┌─ Data

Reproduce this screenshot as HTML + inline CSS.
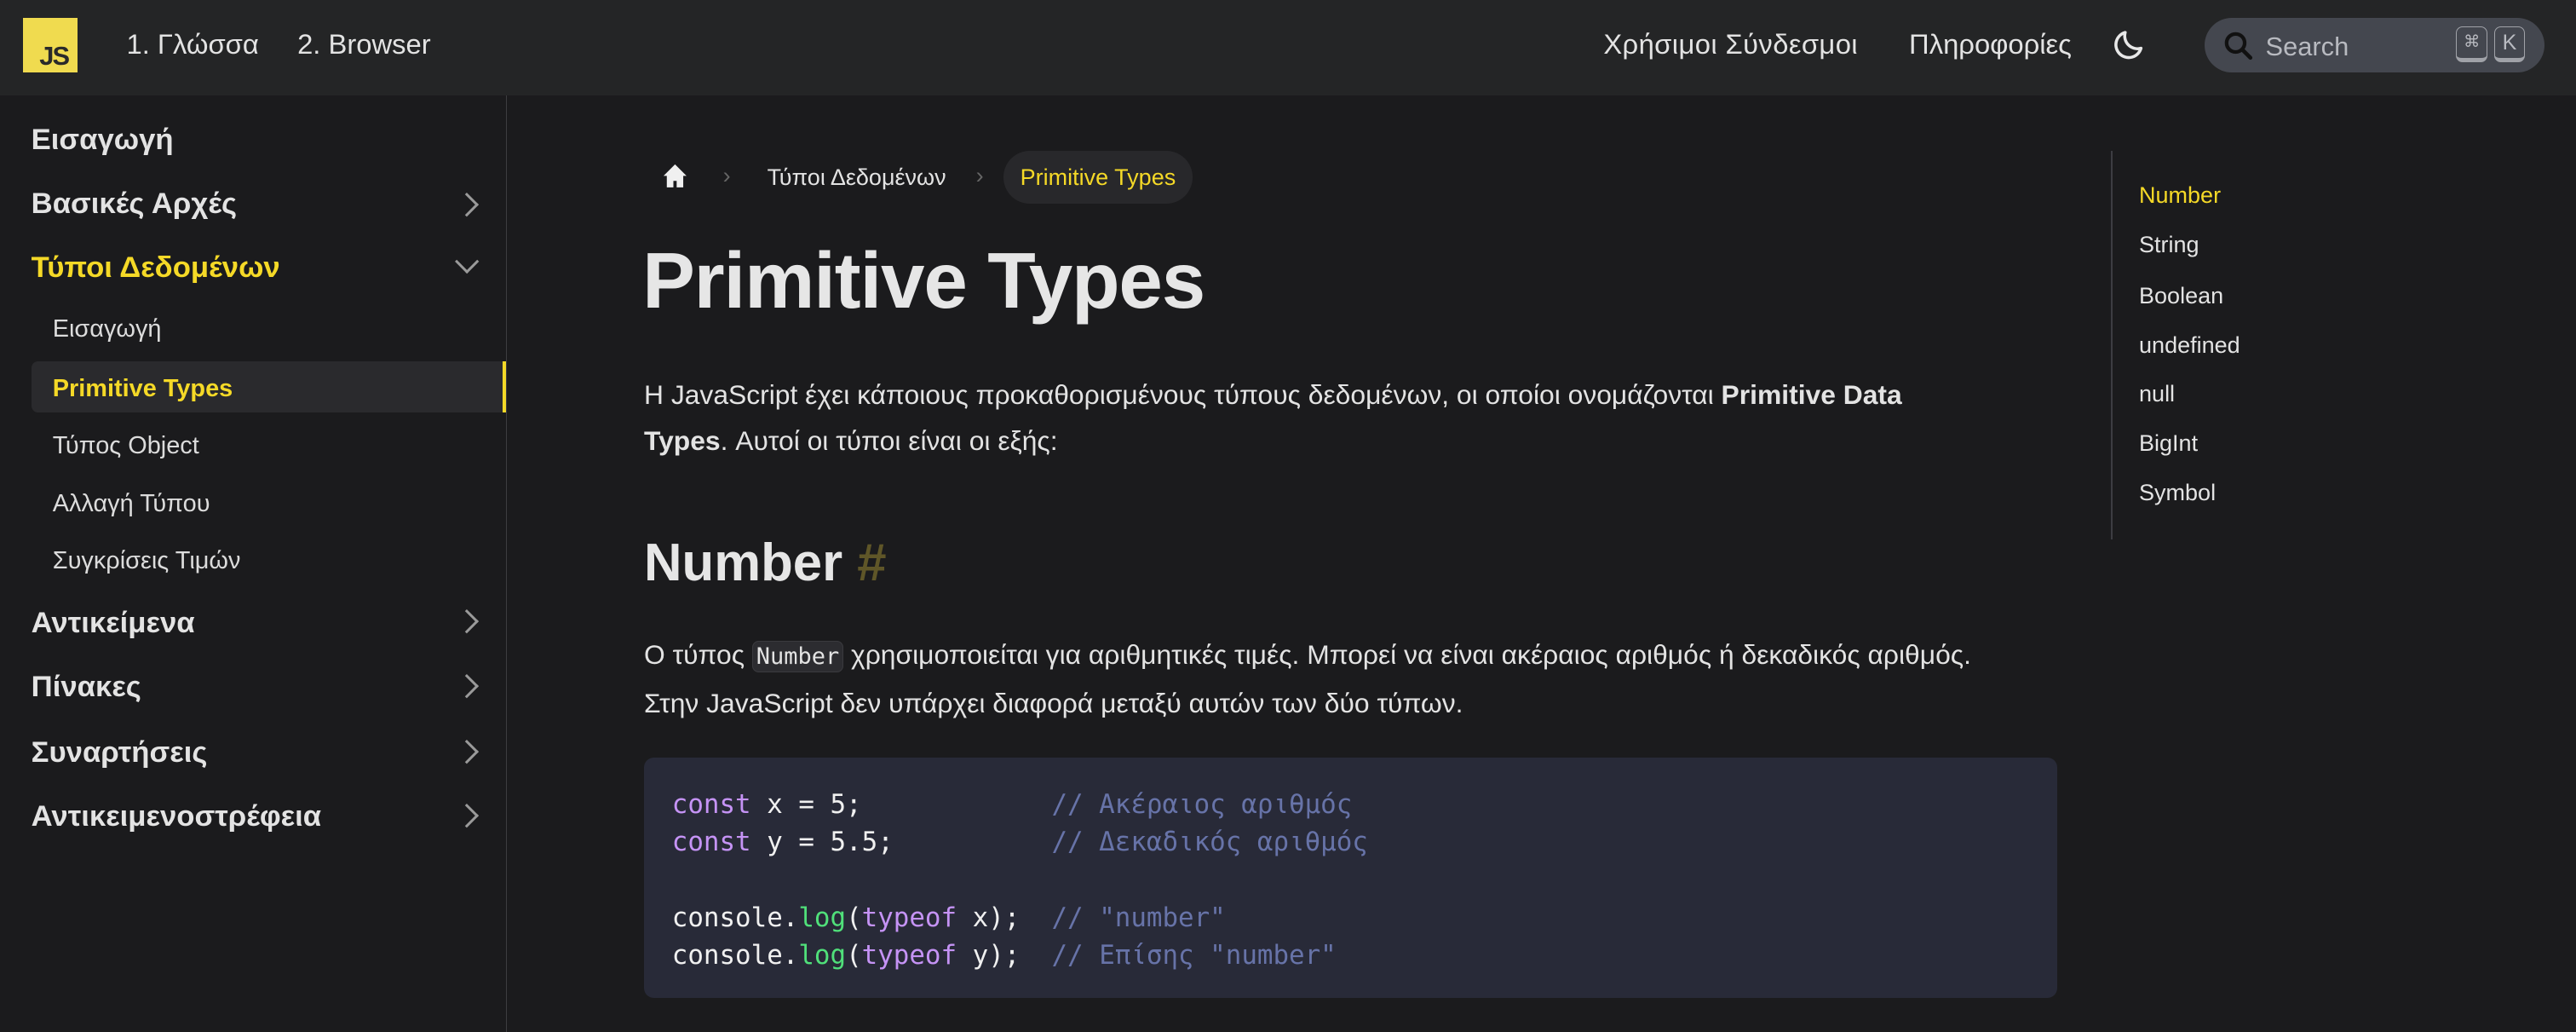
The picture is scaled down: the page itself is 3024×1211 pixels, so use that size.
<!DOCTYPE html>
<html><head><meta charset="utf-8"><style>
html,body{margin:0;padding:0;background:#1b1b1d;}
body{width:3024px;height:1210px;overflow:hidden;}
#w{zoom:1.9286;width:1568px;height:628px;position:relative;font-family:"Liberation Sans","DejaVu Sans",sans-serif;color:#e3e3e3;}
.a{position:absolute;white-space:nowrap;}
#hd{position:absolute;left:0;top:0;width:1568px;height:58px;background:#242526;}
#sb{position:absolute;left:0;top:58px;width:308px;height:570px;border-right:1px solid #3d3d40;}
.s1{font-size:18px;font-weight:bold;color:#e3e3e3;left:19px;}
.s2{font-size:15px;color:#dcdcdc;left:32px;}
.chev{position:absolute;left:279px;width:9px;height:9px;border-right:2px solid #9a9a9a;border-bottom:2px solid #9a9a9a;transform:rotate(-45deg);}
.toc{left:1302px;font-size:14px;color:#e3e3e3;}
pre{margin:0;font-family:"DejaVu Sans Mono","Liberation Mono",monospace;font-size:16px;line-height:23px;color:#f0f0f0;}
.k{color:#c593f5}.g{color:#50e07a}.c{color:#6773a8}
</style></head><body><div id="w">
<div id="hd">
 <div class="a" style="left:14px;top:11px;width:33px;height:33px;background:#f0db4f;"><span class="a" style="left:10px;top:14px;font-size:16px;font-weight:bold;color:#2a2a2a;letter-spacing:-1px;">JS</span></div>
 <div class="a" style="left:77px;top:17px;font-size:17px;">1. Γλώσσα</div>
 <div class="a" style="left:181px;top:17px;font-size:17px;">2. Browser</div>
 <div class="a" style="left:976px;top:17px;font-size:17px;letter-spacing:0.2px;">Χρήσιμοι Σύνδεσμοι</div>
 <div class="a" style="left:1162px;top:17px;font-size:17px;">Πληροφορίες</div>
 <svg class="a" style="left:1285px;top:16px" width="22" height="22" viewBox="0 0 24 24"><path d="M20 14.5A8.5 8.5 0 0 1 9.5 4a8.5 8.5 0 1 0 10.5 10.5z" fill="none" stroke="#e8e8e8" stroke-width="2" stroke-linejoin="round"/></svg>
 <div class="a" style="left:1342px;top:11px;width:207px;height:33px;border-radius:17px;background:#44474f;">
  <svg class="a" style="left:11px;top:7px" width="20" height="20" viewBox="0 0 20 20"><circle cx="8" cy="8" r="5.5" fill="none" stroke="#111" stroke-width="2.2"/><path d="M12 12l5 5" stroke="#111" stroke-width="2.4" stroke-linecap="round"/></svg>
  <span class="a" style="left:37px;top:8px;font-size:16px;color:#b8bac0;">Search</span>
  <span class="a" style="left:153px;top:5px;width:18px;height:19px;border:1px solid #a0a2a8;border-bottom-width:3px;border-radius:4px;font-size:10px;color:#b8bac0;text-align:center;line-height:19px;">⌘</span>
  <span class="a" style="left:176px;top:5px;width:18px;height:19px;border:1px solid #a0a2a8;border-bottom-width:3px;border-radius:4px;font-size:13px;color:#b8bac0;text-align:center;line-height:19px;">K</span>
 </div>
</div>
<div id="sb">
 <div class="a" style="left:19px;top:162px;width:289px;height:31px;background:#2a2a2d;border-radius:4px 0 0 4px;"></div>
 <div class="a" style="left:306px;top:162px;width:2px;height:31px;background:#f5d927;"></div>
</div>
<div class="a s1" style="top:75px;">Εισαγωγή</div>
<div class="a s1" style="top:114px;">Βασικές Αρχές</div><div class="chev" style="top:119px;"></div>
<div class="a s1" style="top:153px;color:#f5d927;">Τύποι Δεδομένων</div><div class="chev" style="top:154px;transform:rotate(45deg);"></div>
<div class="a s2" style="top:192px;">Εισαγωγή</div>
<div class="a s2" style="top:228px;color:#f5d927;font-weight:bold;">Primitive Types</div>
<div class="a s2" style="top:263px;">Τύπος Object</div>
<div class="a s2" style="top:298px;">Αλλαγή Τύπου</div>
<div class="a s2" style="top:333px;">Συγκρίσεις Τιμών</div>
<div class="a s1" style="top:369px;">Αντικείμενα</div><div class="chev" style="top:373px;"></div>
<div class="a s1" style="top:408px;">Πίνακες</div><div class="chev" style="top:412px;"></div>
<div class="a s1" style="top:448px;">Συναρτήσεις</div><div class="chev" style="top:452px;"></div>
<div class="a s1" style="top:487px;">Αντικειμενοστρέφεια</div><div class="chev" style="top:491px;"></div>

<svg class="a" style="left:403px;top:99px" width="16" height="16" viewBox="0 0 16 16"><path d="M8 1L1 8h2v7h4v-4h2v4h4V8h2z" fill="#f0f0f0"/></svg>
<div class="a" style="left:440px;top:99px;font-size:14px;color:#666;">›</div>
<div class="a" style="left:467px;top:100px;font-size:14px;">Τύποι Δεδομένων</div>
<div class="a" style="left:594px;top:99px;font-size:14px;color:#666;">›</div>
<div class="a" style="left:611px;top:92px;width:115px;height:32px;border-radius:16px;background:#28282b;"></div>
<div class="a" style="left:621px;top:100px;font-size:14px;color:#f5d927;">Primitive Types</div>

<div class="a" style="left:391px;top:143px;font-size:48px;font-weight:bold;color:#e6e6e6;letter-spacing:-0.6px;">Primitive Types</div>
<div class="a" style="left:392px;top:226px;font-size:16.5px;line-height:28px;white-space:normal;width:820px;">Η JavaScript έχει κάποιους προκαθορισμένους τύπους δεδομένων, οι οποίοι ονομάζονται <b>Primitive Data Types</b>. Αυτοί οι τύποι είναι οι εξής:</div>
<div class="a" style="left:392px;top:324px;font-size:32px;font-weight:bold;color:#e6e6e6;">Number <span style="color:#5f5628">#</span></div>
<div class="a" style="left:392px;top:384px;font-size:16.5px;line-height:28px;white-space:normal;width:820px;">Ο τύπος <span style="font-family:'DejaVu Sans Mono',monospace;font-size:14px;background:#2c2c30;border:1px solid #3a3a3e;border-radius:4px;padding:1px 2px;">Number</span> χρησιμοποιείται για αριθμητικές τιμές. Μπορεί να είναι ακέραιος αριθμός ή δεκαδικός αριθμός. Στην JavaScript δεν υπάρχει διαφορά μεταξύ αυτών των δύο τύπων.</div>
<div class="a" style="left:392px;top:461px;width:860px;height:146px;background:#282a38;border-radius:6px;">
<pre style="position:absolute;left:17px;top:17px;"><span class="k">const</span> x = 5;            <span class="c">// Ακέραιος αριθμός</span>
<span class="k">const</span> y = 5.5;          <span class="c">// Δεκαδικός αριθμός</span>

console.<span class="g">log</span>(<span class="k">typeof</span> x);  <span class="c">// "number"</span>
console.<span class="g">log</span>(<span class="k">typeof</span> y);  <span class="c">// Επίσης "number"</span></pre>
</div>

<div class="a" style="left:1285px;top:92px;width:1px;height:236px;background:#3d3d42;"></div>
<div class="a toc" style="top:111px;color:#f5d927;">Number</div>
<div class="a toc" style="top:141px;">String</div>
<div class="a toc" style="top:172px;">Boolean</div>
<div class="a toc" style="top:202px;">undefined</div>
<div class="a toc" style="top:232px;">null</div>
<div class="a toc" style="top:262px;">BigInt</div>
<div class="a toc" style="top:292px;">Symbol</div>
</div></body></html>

└─

Reproduce each line exactly, please, except for any pictures.

Reproduce this screenshot as HTML + inline CSS.
The picture is scaled down: the page itself is 3024×1211 pixels, so use that size.
<!DOCTYPE html>
<html><head><meta charset="utf-8"><style>
html,body{margin:0;padding:0;background:#1b1b1d;}
body{width:3024px;height:1210px;overflow:hidden;}
#w{zoom:1.9286;width:1568px;height:628px;position:relative;font-family:"Liberation Sans","DejaVu Sans",sans-serif;color:#e3e3e3;}
.a{position:absolute;white-space:nowrap;}
#hd{position:absolute;left:0;top:0;width:1568px;height:58px;background:#242526;}
#sb{position:absolute;left:0;top:58px;width:308px;height:570px;border-right:1px solid #3d3d40;}
.s1{font-size:18px;font-weight:bold;color:#e3e3e3;left:19px;}
.s2{font-size:15px;color:#dcdcdc;left:32px;}
.chev{position:absolute;left:279px;width:9px;height:9px;border-right:2px solid #9a9a9a;border-bottom:2px solid #9a9a9a;transform:rotate(-45deg);}
.toc{left:1302px;font-size:14px;color:#e3e3e3;}
pre{margin:0;font-family:"DejaVu Sans Mono","Liberation Mono",monospace;font-size:16px;line-height:23px;color:#f0f0f0;}
.k{color:#c593f5}.g{color:#50e07a}.c{color:#6773a8}
</style></head><body><div id="w">
<div id="hd">
 <div class="a" style="left:14px;top:11px;width:33px;height:33px;background:#f0db4f;"><span class="a" style="left:10px;top:14px;font-size:16px;font-weight:bold;color:#2a2a2a;letter-spacing:-1px;">JS</span></div>
 <div class="a" style="left:77px;top:17px;font-size:17px;">1. Γλώσσα</div>
 <div class="a" style="left:181px;top:17px;font-size:17px;">2. Browser</div>
 <div class="a" style="left:976px;top:17px;font-size:17px;letter-spacing:0.2px;">Χρήσιμοι Σύνδεσμοι</div>
 <div class="a" style="left:1162px;top:17px;font-size:17px;">Πληροφορίες</div>
 <svg class="a" style="left:1285px;top:16px" width="22" height="22" viewBox="0 0 24 24"><path d="M20 14.5A8.5 8.5 0 0 1 9.5 4a8.5 8.5 0 1 0 10.5 10.5z" fill="none" stroke="#e8e8e8" stroke-width="2" stroke-linejoin="round"/></svg>
 <div class="a" style="left:1342px;top:11px;width:207px;height:33px;border-radius:17px;background:#44474f;">
  <svg class="a" style="left:11px;top:7px" width="20" height="20" viewBox="0 0 20 20"><circle cx="8" cy="8" r="5.5" fill="none" stroke="#111" stroke-width="2.2"/><path d="M12 12l5 5" stroke="#111" stroke-width="2.4" stroke-linecap="round"/></svg>
  <span class="a" style="left:37px;top:8px;font-size:16px;color:#b8bac0;">Search</span>
  <span class="a" style="left:153px;top:5px;width:18px;height:19px;border:1px solid #a0a2a8;border-bottom-width:3px;border-radius:4px;font-size:10px;color:#b8bac0;text-align:center;line-height:19px;">⌘</span>
  <span class="a" style="left:176px;top:5px;width:18px;height:19px;border:1px solid #a0a2a8;border-bottom-width:3px;border-radius:4px;font-size:13px;color:#b8bac0;text-align:center;line-height:19px;">K</span>
 </div>
</div>
<div id="sb">
 <div class="a" style="left:19px;top:162px;width:289px;height:31px;background:#2a2a2d;border-radius:4px 0 0 4px;"></div>
 <div class="a" style="left:306px;top:162px;width:2px;height:31px;background:#f5d927;"></div>
</div>
<div class="a s1" style="top:75px;">Εισαγωγή</div>
<div class="a s1" style="top:114px;">Βασικές Αρχές</div><div class="chev" style="top:119px;"></div>
<div class="a s1" style="top:153px;color:#f5d927;">Τύποι Δεδομένων</div><div class="chev" style="top:154px;transform:rotate(45deg);"></div>
<div class="a s2" style="top:192px;">Εισαγωγή</div>
<div class="a s2" style="top:228px;color:#f5d927;font-weight:bold;">Primitive Types</div>
<div class="a s2" style="top:263px;">Τύπος Object</div>
<div class="a s2" style="top:298px;">Αλλαγή Τύπου</div>
<div class="a s2" style="top:333px;">Συγκρίσεις Τιμών</div>
<div class="a s1" style="top:369px;">Αντικείμενα</div><div class="chev" style="top:373px;"></div>
<div class="a s1" style="top:408px;">Πίνακες</div><div class="chev" style="top:412px;"></div>
<div class="a s1" style="top:448px;">Συναρτήσεις</div><div class="chev" style="top:452px;"></div>
<div class="a s1" style="top:487px;">Αντικειμενοστρέφεια</div><div class="chev" style="top:491px;"></div>

<svg class="a" style="left:403px;top:99px" width="16" height="16" viewBox="0 0 16 16"><path d="M8 1L1 8h2v7h4v-4h2v4h4V8h2z" fill="#f0f0f0"/></svg>
<div class="a" style="left:440px;top:99px;font-size:14px;color:#666;">›</div>
<div class="a" style="left:467px;top:100px;font-size:14px;">Τύποι Δεδομένων</div>
<div class="a" style="left:594px;top:99px;font-size:14px;color:#666;">›</div>
<div class="a" style="left:611px;top:92px;width:115px;height:32px;border-radius:16px;background:#28282b;"></div>
<div class="a" style="left:621px;top:100px;font-size:14px;color:#f5d927;">Primitive Types</div>

<div class="a" style="left:391px;top:143px;font-size:48px;font-weight:bold;color:#e6e6e6;letter-spacing:-0.6px;">Primitive Types</div>
<div class="a" style="left:392px;top:226px;font-size:16.5px;line-height:28px;white-space:normal;width:820px;">Η JavaScript έχει κάποιους προκαθορισμένους τύπους δεδομένων, οι οποίοι ονομάζονται <b>Primitive Data Types</b>. Αυτοί οι τύποι είναι οι εξής:</div>
<div class="a" style="left:392px;top:324px;font-size:32px;font-weight:bold;color:#e6e6e6;">Number <span style="color:#5f5628">#</span></div>
<div class="a" style="left:392px;top:384px;font-size:16.5px;line-height:28px;white-space:normal;width:820px;">Ο τύπος <span style="font-family:'DejaVu Sans Mono',monospace;font-size:14px;background:#2c2c30;border:1px solid #3a3a3e;border-radius:4px;padding:1px 2px;">Number</span> χρησιμοποιείται για αριθμητικές τιμές. Μπορεί να είναι ακέραιος αριθμός ή δεκαδικός αριθμός. Στην JavaScript δεν υπάρχει διαφορά μεταξύ αυτών των δύο τύπων.</div>
<div class="a" style="left:392px;top:461px;width:860px;height:146px;background:#282a38;border-radius:6px;">
<pre style="position:absolute;left:17px;top:17px;"><span class="k">const</span> x = 5;            <span class="c">// Ακέραιος αριθμός</span>
<span class="k">const</span> y = 5.5;          <span class="c">// Δεκαδικός αριθμός</span>

console.<span class="g">log</span>(<span class="k">typeof</span> x);  <span class="c">// "number"</span>
console.<span class="g">log</span>(<span class="k">typeof</span> y);  <span class="c">// Επίσης "number"</span></pre>
</div>

<div class="a" style="left:1285px;top:92px;width:1px;height:236px;background:#3d3d42;"></div>
<div class="a toc" style="top:111px;color:#f5d927;">Number</div>
<div class="a toc" style="top:141px;">String</div>
<div class="a toc" style="top:172px;">Boolean</div>
<div class="a toc" style="top:202px;">undefined</div>
<div class="a toc" style="top:232px;">null</div>
<div class="a toc" style="top:262px;">BigInt</div>
<div class="a toc" style="top:292px;">Symbol</div>
</div></body></html>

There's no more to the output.